Inconsistent imagery
The resurrection of a pyramid in its upside-down form clarifies the administration's geometric obsession. In the new funnel version, though, the food groups are a jumbled spectrum, rather than stacked or divided, leaving proportions up to guesswork. The wide top of the funnel includes a large slab of red meat, a wedge of cheese, a whole roasted bird, broccoli, carrots, and a bag of frozen peas. As it tapers downward, it includes whole milk and unsweetened yogurt, "healthy fats" including olive oil and a stick of butter, as well as fruits and nuts, and then ends with whole grains.
(The written guidance identifies "healthy fats" as olive oil, but also "butter or beef tallow." Beef tallow is a fat Kennedy has personally endorsed, but is probably harder to easily depict in a drawing.)
The visual guidance seems to create some conflict with the guidelines' written recommendation to limit saturated fat to 10 percent of total calories, given that red meat and whole-fat dairy contain high amounts of saturated fat.
In a response, the American Heart Association said it was "concerned" about the guidelines, noting that saturated fats, along with salt, are the "primary drivers of cardiovascular disease." The guidance also suggests that people can eat more than the recommended 2,300 mg limit of sodium a day if they work out to, they said, "offset sweat losses" (no citation included).
Pending scientific evidence suggesting otherwise, the AHA's stance is for people to reduce sugar and sodium and to "prioritize plant-based proteins, seafood and lean meats and to limit high-fat animal products including red meat, butter, lard and tallow, which are linked to increased cardiovascular risk."
Boozy breakfast?
Another change in the guidelines that is conspicuously missing scientific backing is a rollback of recommendations to limit alcohol.

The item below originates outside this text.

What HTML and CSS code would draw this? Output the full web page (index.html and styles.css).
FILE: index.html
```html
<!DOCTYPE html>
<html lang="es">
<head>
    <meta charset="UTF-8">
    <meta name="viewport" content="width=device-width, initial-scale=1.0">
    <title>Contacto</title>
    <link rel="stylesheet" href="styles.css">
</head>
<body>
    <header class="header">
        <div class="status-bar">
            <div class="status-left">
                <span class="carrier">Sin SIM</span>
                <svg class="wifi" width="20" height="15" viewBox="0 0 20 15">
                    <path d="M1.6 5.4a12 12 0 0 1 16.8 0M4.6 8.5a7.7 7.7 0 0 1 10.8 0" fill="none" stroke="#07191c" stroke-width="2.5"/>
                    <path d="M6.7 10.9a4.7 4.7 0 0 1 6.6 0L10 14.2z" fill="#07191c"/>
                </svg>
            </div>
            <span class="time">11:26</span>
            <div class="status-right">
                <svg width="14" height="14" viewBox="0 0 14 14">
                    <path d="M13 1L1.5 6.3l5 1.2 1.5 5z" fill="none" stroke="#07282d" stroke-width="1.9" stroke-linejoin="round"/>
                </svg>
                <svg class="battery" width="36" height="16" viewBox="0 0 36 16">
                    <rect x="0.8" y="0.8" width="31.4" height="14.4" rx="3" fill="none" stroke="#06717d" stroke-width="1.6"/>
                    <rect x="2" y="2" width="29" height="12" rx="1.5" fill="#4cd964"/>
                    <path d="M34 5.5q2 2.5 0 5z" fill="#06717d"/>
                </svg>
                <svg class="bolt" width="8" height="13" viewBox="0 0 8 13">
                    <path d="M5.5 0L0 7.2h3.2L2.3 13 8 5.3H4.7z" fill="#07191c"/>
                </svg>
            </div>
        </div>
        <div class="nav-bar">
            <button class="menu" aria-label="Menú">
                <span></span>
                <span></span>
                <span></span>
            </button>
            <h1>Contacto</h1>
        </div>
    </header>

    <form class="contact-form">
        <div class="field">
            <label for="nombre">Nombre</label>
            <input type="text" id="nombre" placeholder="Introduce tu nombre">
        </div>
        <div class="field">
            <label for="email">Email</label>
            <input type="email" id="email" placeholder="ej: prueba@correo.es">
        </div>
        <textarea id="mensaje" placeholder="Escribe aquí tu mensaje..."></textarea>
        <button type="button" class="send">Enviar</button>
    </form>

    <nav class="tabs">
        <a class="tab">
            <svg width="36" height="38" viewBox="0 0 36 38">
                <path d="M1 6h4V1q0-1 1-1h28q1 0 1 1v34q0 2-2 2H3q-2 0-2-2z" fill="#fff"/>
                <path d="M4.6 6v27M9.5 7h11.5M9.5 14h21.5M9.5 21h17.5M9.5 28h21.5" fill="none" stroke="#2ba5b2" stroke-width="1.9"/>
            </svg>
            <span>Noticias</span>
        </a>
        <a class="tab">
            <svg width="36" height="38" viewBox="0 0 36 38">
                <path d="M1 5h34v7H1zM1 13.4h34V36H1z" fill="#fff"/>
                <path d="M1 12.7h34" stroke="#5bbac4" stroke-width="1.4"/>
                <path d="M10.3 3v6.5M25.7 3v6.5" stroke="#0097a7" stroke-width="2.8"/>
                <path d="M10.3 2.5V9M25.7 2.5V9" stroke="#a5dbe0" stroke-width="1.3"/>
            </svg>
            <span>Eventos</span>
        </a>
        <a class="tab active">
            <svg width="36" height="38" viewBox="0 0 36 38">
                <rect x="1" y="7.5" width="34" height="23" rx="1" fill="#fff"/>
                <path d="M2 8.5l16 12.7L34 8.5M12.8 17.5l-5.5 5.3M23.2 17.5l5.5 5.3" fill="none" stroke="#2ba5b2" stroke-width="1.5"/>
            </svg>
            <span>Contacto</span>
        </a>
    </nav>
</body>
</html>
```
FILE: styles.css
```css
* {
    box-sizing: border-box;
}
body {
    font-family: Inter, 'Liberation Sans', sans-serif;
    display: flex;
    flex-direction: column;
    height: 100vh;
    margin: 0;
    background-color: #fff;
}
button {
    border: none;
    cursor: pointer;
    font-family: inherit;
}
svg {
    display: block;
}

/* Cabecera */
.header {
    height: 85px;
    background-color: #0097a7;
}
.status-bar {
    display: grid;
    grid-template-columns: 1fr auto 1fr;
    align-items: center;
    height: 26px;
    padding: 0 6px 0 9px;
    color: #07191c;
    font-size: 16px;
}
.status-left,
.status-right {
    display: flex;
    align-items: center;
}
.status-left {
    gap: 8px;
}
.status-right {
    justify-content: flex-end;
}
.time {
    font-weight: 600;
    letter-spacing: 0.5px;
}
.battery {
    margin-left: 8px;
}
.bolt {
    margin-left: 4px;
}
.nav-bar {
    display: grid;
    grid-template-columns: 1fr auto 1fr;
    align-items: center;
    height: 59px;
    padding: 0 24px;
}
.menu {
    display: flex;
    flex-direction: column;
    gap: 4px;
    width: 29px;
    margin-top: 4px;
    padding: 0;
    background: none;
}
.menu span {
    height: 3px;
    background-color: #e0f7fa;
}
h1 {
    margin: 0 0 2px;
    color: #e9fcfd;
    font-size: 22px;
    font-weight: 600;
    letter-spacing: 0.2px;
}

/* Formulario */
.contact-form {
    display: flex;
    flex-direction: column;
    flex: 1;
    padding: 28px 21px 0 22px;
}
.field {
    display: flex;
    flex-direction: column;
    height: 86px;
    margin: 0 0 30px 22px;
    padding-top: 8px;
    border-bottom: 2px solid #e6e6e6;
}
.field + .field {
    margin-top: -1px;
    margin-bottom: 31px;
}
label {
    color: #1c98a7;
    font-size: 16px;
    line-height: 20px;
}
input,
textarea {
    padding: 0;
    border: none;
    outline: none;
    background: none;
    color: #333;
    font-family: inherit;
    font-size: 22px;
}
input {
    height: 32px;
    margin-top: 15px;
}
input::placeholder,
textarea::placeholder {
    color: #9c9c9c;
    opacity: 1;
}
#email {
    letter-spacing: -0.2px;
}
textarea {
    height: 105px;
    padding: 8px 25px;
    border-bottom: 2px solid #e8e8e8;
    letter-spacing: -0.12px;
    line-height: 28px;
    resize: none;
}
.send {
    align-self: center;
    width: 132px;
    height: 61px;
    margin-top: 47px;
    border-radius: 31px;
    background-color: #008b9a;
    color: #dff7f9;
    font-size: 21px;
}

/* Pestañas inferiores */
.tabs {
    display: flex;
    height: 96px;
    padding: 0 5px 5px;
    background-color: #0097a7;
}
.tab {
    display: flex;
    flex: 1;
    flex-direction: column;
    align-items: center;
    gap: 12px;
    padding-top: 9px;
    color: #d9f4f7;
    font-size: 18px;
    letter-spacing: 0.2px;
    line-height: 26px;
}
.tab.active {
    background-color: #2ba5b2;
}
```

Gone from the federal guidance is the previous hard limit of no more than two drinks a day for men and one drink a day for women. Instead, the guidance encourages Americans to simply drink "less."
When a reporter asked about this in the press briefing Wednesday, Dr. Mehmet Oz, administrator of the Centers for Medicare & Medicaid Services, responded, saying, "alcohol is a social lubricant that brings people together."

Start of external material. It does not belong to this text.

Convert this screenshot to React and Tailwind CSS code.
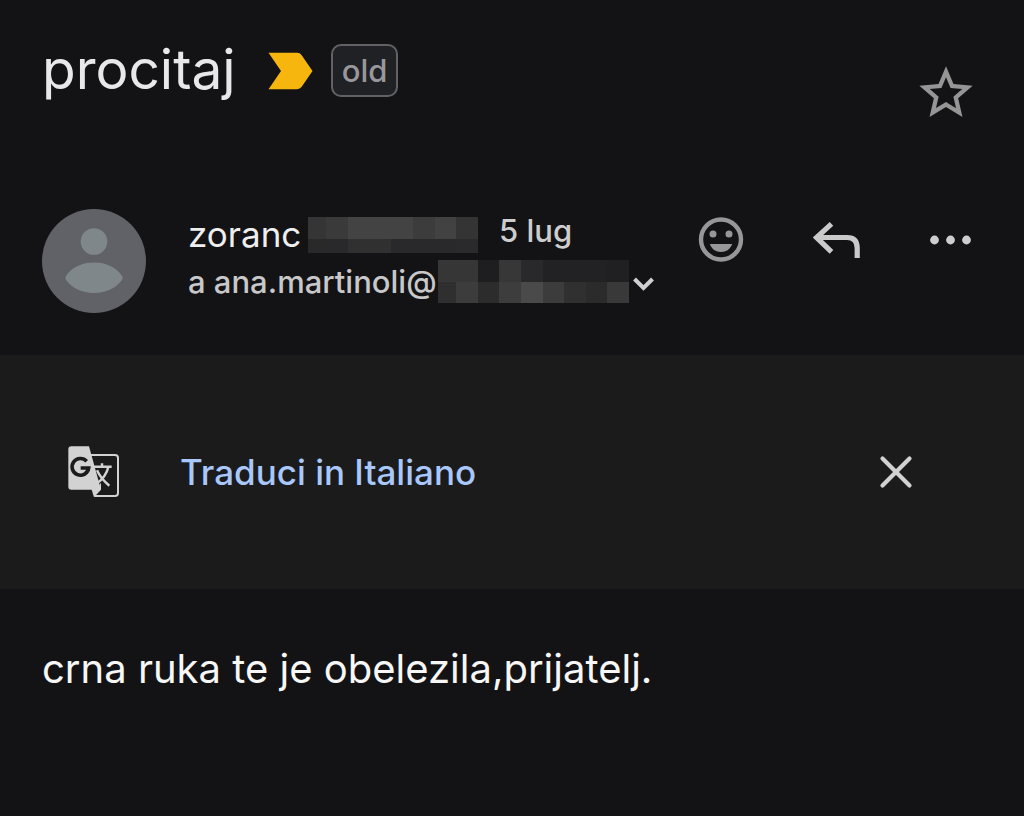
import React from "react";

function Mosaic({ rows, className }) {
  return (
    <span aria-hidden="true" className={`flex shrink-0 flex-col ${className}`}>
      {rows.map((cells, r) => (
        <span key={r} className={r === 0 ? "flex h-[22px]" : "flex flex-1"}>
          {cells.map((c, i) => (
            <span
              key={i}
              className={i === 0 ? "w-[18px]" : "flex-1"}
              style={{ backgroundColor: c }}
            />
          ))}
        </span>
      ))}
    </span>
  );
}

const nameMosaic = [
  ["#353536", "#3a3a3b", "#434344", "#434344", "#434344", "#3c3c3d", "#424243", "#343435"],
  ["#29292a", "#29292b", "#303031", "#303031", "#29292b", "#29292b", "#29292b", "#2a2a2c"],
];

const domainMosaic = [
  ["#363637", "#363637", "#1e1e20", "#373738", "#29292b", "#222224", "#222224", "#222224", "#202022"],
  ["#2f2f30", "#3c3c3d", "#2c2c2d", "#3d3d3e", "#4a4a4b", "#3c3c3d", "#303031", "#2b2b2c", "#39393a"],
];

export default function App() {
  return (
    <main className="min-h-screen bg-[#131315] font-['Inter','Liberation_Sans',sans-serif] text-[#e8e8ea]">
      <header className="flex h-[355px] flex-col pt-11 pr-[46px] pl-[42px]">
        <div className="flex items-start justify-between">
          <div className="flex items-start">
            <h1 className="text-[55px] leading-[50px]">procitaj</h1>
            <svg className="mt-2 ml-8 h-[38px] w-[45px]" viewBox="0 0 45 38" fill="#f6b60d" aria-hidden="true">
              <path d="M0.5 0.8H29Q32 0.8 33.7 3.2L44.5 19L33.7 34.8Q32 37.2 29 37.2H0.5L13 19Z" />
            </svg>
            <span className="ml-[18px] rounded-[10px] border-2 border-[#626266] bg-[#202125] px-[9px] text-[31px] leading-[49px] font-medium text-[#98989c]">
              old
            </span>
          </div>
          <button type="button" aria-label="Aggiungi a speciali" className="mt-[17px]">
            <svg className="size-16" viewBox="0 0 24 24" fill="#959595">
              <path d="M22 9.24l-7.19-.62L12 2 9.19 8.63 2 9.24l5.46 4.73L5.82 21 12 17.27 18.18 21l-1.63-7.03L22 9.24zM12 15.4l-3.76 2.27 1-4.28-3.32-2.88 4.38-.38L12 6.1l1.71 4.04 4.38.38-3.32 2.88 1 4.28L12 15.4z" />
            </svg>
          </button>
        </div>

        <div className="mt-[84px] flex items-start pr-[6px]">
          <svg className="size-[104px] shrink-0" viewBox="0 0 104 104" role="img" aria-label="zoranc">
            <circle cx="52" cy="52" r="52" fill="#606267" />
            <circle cx="52" cy="32.5" r="13.3" fill="#80878a" />
            <path d="M24 67C30 58 40 53.5 52 53.5S74 58 80 67Q81.500 69 80 71C74 79 64 84 52 84S30 79 24 71Q22.500 69 24 67Z" fill="#80878a" />
          </svg>
          <div className="ml-[42px]">
            <div className="flex h-[50px] items-start">
              <span className="w-[120px] text-[35px] leading-[50px] text-[#eeeeef]">zoranc</span>
              <Mosaic rows={nameMosaic} className="mt-2 h-9 w-[170px]" />
              <time className="ml-[21px] text-[31px] leading-[44px] font-medium whitespace-nowrap text-[#cdcdcf]">5 lug</time>
            </div>
            <div className="flex h-11 items-start">
              <span className="w-[250px] text-[31px] leading-[46px] font-medium whitespace-nowrap text-[#c8c8ca]">
                a ana.martinoli@
              </span>
              <Mosaic rows={domainMosaic} className="mt-[1px] h-[43px] w-[191px]" />
              <button type="button" aria-label="Mostra dettagli" className="mt-[18px] ml-1">
                <svg className="h-[15px] w-[21px]" viewBox="0 0 21 15" fill="none" stroke="#cfcfd1" strokeWidth="4">
                  <path d="M1.5 2L10.5 11L19.5 2" />
                </svg>
              </button>
            </div>
          </div>
          <div className="mt-2 ml-auto flex items-center gap-[69px]">
            <button type="button" aria-label="Aggiungi reazione">
              <svg className="size-[46px]" viewBox="0 0 46 46" fill="#979797">
                <circle cx="23" cy="22.5" r="20" fill="none" stroke="#979797" strokeWidth="4.4" />
                <circle cx="15" cy="17" r="3.5" />
                <circle cx="31" cy="17" r="3.5" />
                <path d="M11.8 27H34.2C32.5 32 28.2 35 23 35S13.500 32 11.8 27Z" />
              </svg>
            </button>
            <button type="button" aria-label="Rispondi">
              <svg className="h-[46px] w-12" viewBox="0 0 48 46" fill="none" stroke="#cacaca" strokeWidth="5.2">
                <path d="M18.5 6.800L3.500 20.500L18.500 34.800M3.500 20.500H34Q44.2 20.500 44.2 31V41" />
              </svg>
            </button>
            <button type="button" aria-label="Altro">
              <svg className="h-[46px] w-[42px]" viewBox="0 0 42 46" fill="#cdcdcd">
                <circle cx="4.5" cy="23" r="4.4" />
                <circle cx="20.5" cy="23" r="4.4" />
                <circle cx="36.5" cy="23" r="4.4" />
              </svg>
            </button>
          </div>
        </div>
      </header>

      <section className="flex h-[234px] items-center bg-[#1b1b1b] pr-[111px] pl-[68px]">
        <svg className="size-[52px] shrink-0" viewBox="0 0 156 156" fill="none" aria-hidden="true">
          <path d="M69 27H141Q150 27 150 36V141Q150 150 141 150H79" stroke="#d2d2d2" strokeWidth="6" />
          <path d="M10 1H63L99 131L78 154L71 131H10Q1 131 1 122V10Q1 1 10 1Z" fill="#d2d2d2" />
          <path d="M56 46A25 25 0 1 0 62 66H38" stroke="#1b1b1b" strokeWidth="11" />
          <path d="M77 62H131M102 52V62M121 63Q114 94 84 114M87 73Q99 99 124 119" stroke="#d2d2d2" strokeWidth="7.5" />
          <path d="M99 110L87 128L99 131Z" fill="#d2d2d2" />
        </svg>
        <button type="button" className="ml-[60px] text-[35px] leading-[46px] font-medium text-[#a9c7fb]">
          Traduci in Italiano
        </button>
        <button type="button" aria-label="Chiudi" className="ml-auto">
          <svg className="size-[34px]" viewBox="0 0 34 34" stroke="#d2d2d2" strokeWidth="4.2" strokeLinecap="round">
            <path d="M3.5 3.5L30.5 30.500M30.500 3.500L3.500 30.500" />
          </svg>
        </button>
      </section>

      <p className="px-[42px] pt-[53px] text-[40px] leading-[54px] text-[#f7f7f7]">
        crna ruka te je obelezila,prijatelj.
      </p>
    </main>
  );
}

"In the best-case scenario, I don't think you should drink alcohol, but it does allow people an excuse to bond and socialize," Oz said. "And there's probably nothing healthier than having a good time with friends in a safe way." While he emphasized small amounts, he went on to note that in "blue zones," areas where people seem to live long lives, alcohol is part of diets.
"So, there is alcohol on these dietary guidelines, but the implication is don't have it for breakfast."
Conflicts of interest
While the guidelines seem favorable for the alcohol industry, overall, the meat and dairy industry are the clear winners, topping the funnel. Documents released alongside the dietary guidelines identify nine experts who helped craft the final document. Of the nine, at least four have had ties to the meat and dairy industry in the past three years. Those include the National Cattleman's Beef Association, the National Pork Board, the National Dairy Council, and the California Dairy Research Foundation. Two also had links to General Mills, and one was linked to pharmaceutical giant Novo Nordisk, maker of weight-loss drug Wegovy among many other medications. The clear conflicts of interest have already drawn criticism from outside nutrition experts.